Mrs. Bozarth hosted 200 people and enjoys the money that helped the couple get through financial hard times. She is expecting a child and wants to be able to be a stay-at-home mom with an income who is helping build a sense of community. Some of her best friends today were once strangers — once they’d been Airbnb customers. Now these people are fellow residents, “and we keep up with each other.” The Highland Park couple attributes to short-term vacation rentals to elevating the quality of property in that part of town.

Glenwood ‘chooses’ to stay stagnant

Two men in the audience are on opposite sides of the question of damaging social controls on private property. Ezra Harris from the Woodmore Neighborhood Association is in Russell Gilbert’s district. But he says that by Mr. Gilbert’s decision, Glenwood (in Mrs. Coonrod’s district) excludes itself from danger.

“We were concerned about what it would bring into our neighborhood,” he says. Airbnb “will bring into our neighborhood is unwanted crime, unwanted people that will come into the neighborhood, these people we just don’t know; and we don’t want to take that chance on letting people come in. That’s one reason we opted out of it. *** Nobody knows who these people are. We would rather have our neighborhood safe, and sound and protected because having strangers coming in and out it could lead to prostitution, it could lead to other crimes or anything.”

As against this view favoring isolationism based on fear of strangers is John Muller, a moviemaker who lives in Glenwood, Mrs. Coonrod’s district, but who is gone months at a time in Georgia. A decision by one or two people in the Glenwood association decided to urge rejection of Airbnb, says this resident who has no Airbnb business interests. “This is going to be detrimental to the growth of Glenwood. Other neighborhoods around us will get this type of business. There are a lot of homes with great character just like Highland Park, and this will hold us back.”

Airbnb causes people to invest more in their properties, which will cause yet other people to upgrade their houses, as well, Mr. Muller says. “Airbnb will help revitalize the neighborhood and raise its quality. It makes no sense for a district in which some residents aren’t of “the greatest caliber citizen” to act to exclude visits by educated, professional strangers with means who are visiting the city and staying a week. “This will keep our neighborhood from growing. This mindset will keep our neighborhood from doing anything.”

Hosts seek to ‘become legal’

Olivia Karavatakis runs a private Airbnb Facebook group for a growing number of hosts in a market that pulled in F$2.5 million in 2016. She hopes Airbnb members outside the district will be able to come together to bring pressure for more lawful Airbnbs.

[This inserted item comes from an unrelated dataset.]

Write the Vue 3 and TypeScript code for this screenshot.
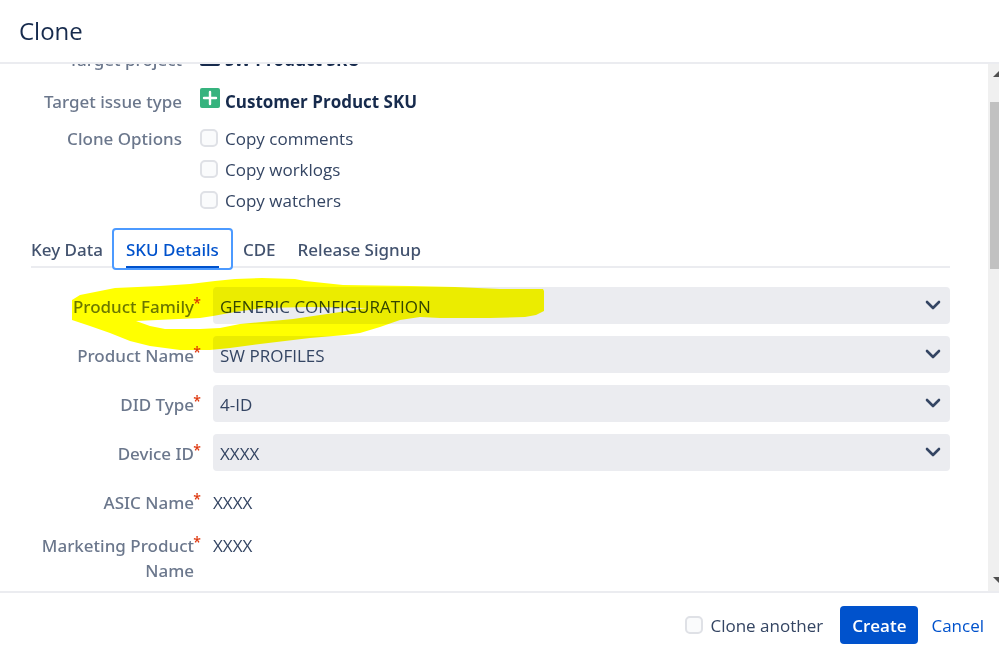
<script setup lang="ts">
import { reactive, ref } from 'vue'

interface Option { id: string; label: string; checked: boolean }
interface SelectField { id: string; label: string; value: string }

const options = reactive<Option[]>([
  { id: 'comments', label: 'Copy comments', checked: false },
  { id: 'worklogs', label: 'Copy worklogs', checked: false },
  { id: 'watchers', label: 'Copy watchers', checked: false },
])
const tabs = ['Key Data', 'SKU Details', 'CDE', 'Release Signup']
const activeTab = ref('SKU Details')
const selects = reactive<SelectField[]>([
  { id: 'family', label: 'Product Family', value: 'GENERIC CONFIGURATION' },
  { id: 'product', label: 'Product Name', value: 'SW PROFILES' },
  { id: 'did', label: 'DID Type', value: '4-ID' },
  { id: 'device', label: 'Device ID', value: 'XXXX' },
])
const readonlyFields = [
  { label: 'ASIC Name', value: 'XXXX' },
  { label: 'Marketing Product Name', value: 'XXXX' },
]
const cloneAnother = ref(false)
</script>

<template>
  <section class="dialog">
    <header class="header"><h1>Clone</h1></header>
    <div class="body">
      <form class="form" @submit.prevent>
        <div class="row meta">
          <span class="label">Target project</span>
          <svg class="type-icon" viewBox="0 0 20 20"><rect width="20" height="20" rx="2" fill="#172b4d" /><path d="M4 14h12" stroke="#fff" stroke-width="2" /></svg>
          <strong>SW Product SKU</strong>
        </div>
        <div class="row meta">
          <span class="label">Target issue type</span>
          <svg class="type-icon" viewBox="0 0 20 20"><rect width="20" height="20" rx="2" fill="#36b37e" /><path d="M10 4v12M4 10h12" stroke="#fff" stroke-width="2.4" stroke-linecap="round" /></svg>
          <strong>Customer Product SKU</strong>
        </div>
        <div class="row options">
          <span class="label">Clone Options</span>
          <div class="checks">
            <label v-for="o in options" :key="o.id" class="check">
              <input v-model="o.checked" type="checkbox" />{{ o.label }}
            </label>
          </div>
        </div>
        <div class="tabs" role="tablist">
          <button
            v-for="t in tabs" :key="t" type="button" role="tab" class="tab"
            :class="{ active: t === activeTab }" :aria-selected="t === activeTab" @click="activeTab = t"
          ><span>{{ t }}</span></button>
        </div>
        <div class="fields">
          <div v-for="f in selects" :key="f.id" class="field">
            <label class="field-label" :for="f.id">{{ f.label }}<sup>*</sup></label>
            <div class="select-wrap">
              <select :id="f.id" v-model="f.value"><option>{{ f.value }}</option></select>
              <svg class="chevron" viewBox="0 0 16 10"><path d="M2 2l6 6 6-6" /></svg>
            </div>
          </div>
          <div v-for="f in readonlyFields" :key="f.label" class="field plain">
            <span class="field-label">{{ f.label }}<sup>*</sup></span>
            <span class="value">{{ f.value }}</span>
          </div>
          <svg class="marker" viewBox="70 275 480 80" aria-hidden="true">
            <path fill-rule="evenodd" d="M72 299L80 294L100 290L115 287L160 285L190 283L215 280L235 278L262 277L295 278L305 280L343 284L410 285L455 286L500 288L543 288L544 290V310L536 314L525 316L490 317L440 317L420 316L400 319L380 326L360 332L345 334L310 337L260 343L230 347L210 349L180 349L150 345L130 340L110 332L90 325L72 319ZM136 320L200 317L213 315L235 311L262 307L310 306L367 307L327 313L293 318L262 321L240 323L220 327L200 328L165 328L150 325Z" />
          </svg>
        </div>
      </form>
      <div class="scrollbar" aria-hidden="true">
        <svg viewBox="0 0 11 8"><path d="M5 6L11 0V6Z" /></svg>
        <span class="thumb"></span>
        <svg viewBox="0 0 11 8"><path d="M5 1H11V7Z" /></svg>
      </div>
    </div>
    <footer class="footer">
      <label class="check"><input v-model="cloneAnother" type="checkbox" />Clone another</label>
      <button type="button" class="create">Create</button>
      <a href="#" class="cancel">Cancel</a>
    </footer>
  </section>
</template>

<style>
body { margin: 0; background: #fff; }
</style>

<style scoped>
* { box-sizing: border-box; }
.dialog {
  display: flex; flex-direction: column; height: 100vh; color: #344563;
  font: 17px/24px "Open Sans", "Noto Sans", sans-serif;
}
.header { flex: none; height: 64px; padding: 15px 19px; border-bottom: 2px solid #ebecf0; }
h1 { margin: 0; font-size: 24px; line-height: 32px; font-weight: 400; color: #172b4d; }
.body { flex: 1; min-height: 0; display: flex; overflow: hidden; }
.form { flex: 1; min-width: 0; margin-top: -18px; padding: 0 38px 0 31px; }
.row { display: flex; align-items: flex-start; }
.meta { height: 42px; }
.meta .label, strong { padding-top: 2px; }
.label, .field-label, .tab { font-family: "Noto Sans", "Open Sans", sans-serif; font-weight: 500; }
.label { width: 151px; margin-right: 18px; text-align: right; color: #6b778c; flex: none; }
.type-icon { width: 20px; height: 20px; margin-right: 5px; }
strong { font-weight: 700; color: #172b4d; }
.options { margin-top: -3px; }
.checks { display: flex; flex-direction: column; gap: 7px; }
.check { display: flex; align-items: flex-start; gap: 7px; }
.check input {
  appearance: none; width: 18px; height: 18px; margin: 2px 0 0; border: 2px solid #dfe1e6;
  border-radius: 5px; background: #fafbfc;
}
.check input:checked { background: #0052cc; border-color: #0052cc; }
.tabs { display: flex; height: 42px; margin-top: 15px; background: linear-gradient(#ebecf0, #ebecf0) 0 38px / 100% 2px no-repeat; }
.tab {
  padding: 0 12px 0 10px; border: 0; background: none; font-size: 17px; color: #42526e;
  height: 40px;
}
.tab:first-child { padding: 0 9px 0 0; }
.tab span { display: block; height: 40px; line-height: 44px; }
.tab.active { height: 42px; padding: 0 12px; border: 2px solid #4c9aff; border-radius: 4px; color: #0052cc; background: #fff; }
.tab.active span { height: 38px; line-height: 40px; border-bottom: 2px solid #0052cc; }
.fields { position: relative; padding-top: 17px; }
.field { display: flex; margin-bottom: 12px; }
.field-label { position: relative; width: 163px; margin-right: 19px; padding-top: 7px; text-align: right; color: #6b778c; line-height: 25px; flex: none; }
sup { position: absolute; right: -7px; top: 6px; font-size: 14px; line-height: 20px; color: #de350b; }
.select-wrap { position: relative; flex: 1; }
select {
  appearance: none; display: block; width: 100%; height: 37px; padding: 2px 40px 0 7px; border: 0;
  border-radius: 4px; background: #ebecf0; color: #344563; font: inherit;
}
.chevron { position: absolute; right: 9px; top: 13px; width: 16px; height: 10px; pointer-events: none; fill: none; stroke: #344563; stroke-width: 2.6; stroke-linecap: round; stroke-linejoin: round; }
.plain { margin-bottom: 11px; }
.value { padding-top: 7px; line-height: 25px; }
.marker { position: absolute; left: 39px; top: 6px; width: 480px; height: 80px; fill: #ff0; mix-blend-mode: multiply; pointer-events: none; }
.scrollbar { flex: none; width: 11px; display: flex; flex-direction: column; background: #f0f0f0; padding: 7px 0; }
.scrollbar svg { width: 11px; height: 8px; fill: #505050; }
.thumb { height: 167px; margin: 23px 0 auto 2px; background: #c1c1c1; }
.footer {
  flex: none; display: flex; align-items: center; justify-content: flex-end; height: 56px;
  padding: 10px 15px 0 0; border-top: 2px solid #ebecf0;
}
.footer .check, .cancel { padding-top: 2px; }
.create { height: 38px; margin: 0 13px 0 17px; padding: 2px 12px 0; border: 0; border-radius: 4px; background: #0052cc; color: #fff; font: inherit; font-weight: 600; }
.cancel { color: #0052cc; text-decoration: none; }
</style>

“At least we are moving forward in a positive direction, all in all,” she says afterwards, “so that more people can become legal. Because all of this is going on, no one wants to get complaint because no one knew what was going to happen, and so at least we have an avenue for getting complaint, and then the next step is expanding the map and editing some of the language in the ordinance to allow hosts more flexibility.”

Miss Karavatakis says Mrs. Coonrod in District 9 voted no because she reached out to residents and they generally told her they oppose Airbnbs in private dwellings. She rejects Mr. Muller’s assertion that neighborhood groups shanghaied the process.

Erskine Oglesby, a new council member, votes for the measure. Asked about the shunned of Glenwood and elsewhere barred from profiting from their investment, he says: “I wouldn’t quite say they are barred, but within a year we are going to re-evaluate the program and they will have an opportunity at that point to become part of it. But we’ve spent quite a bit of time — actually, a year before I even came on board — discussing this. We’ll have a chance to look at it after a year and see what happens.” He is certain the district size will include more people and will be expanded. “Absolutely.”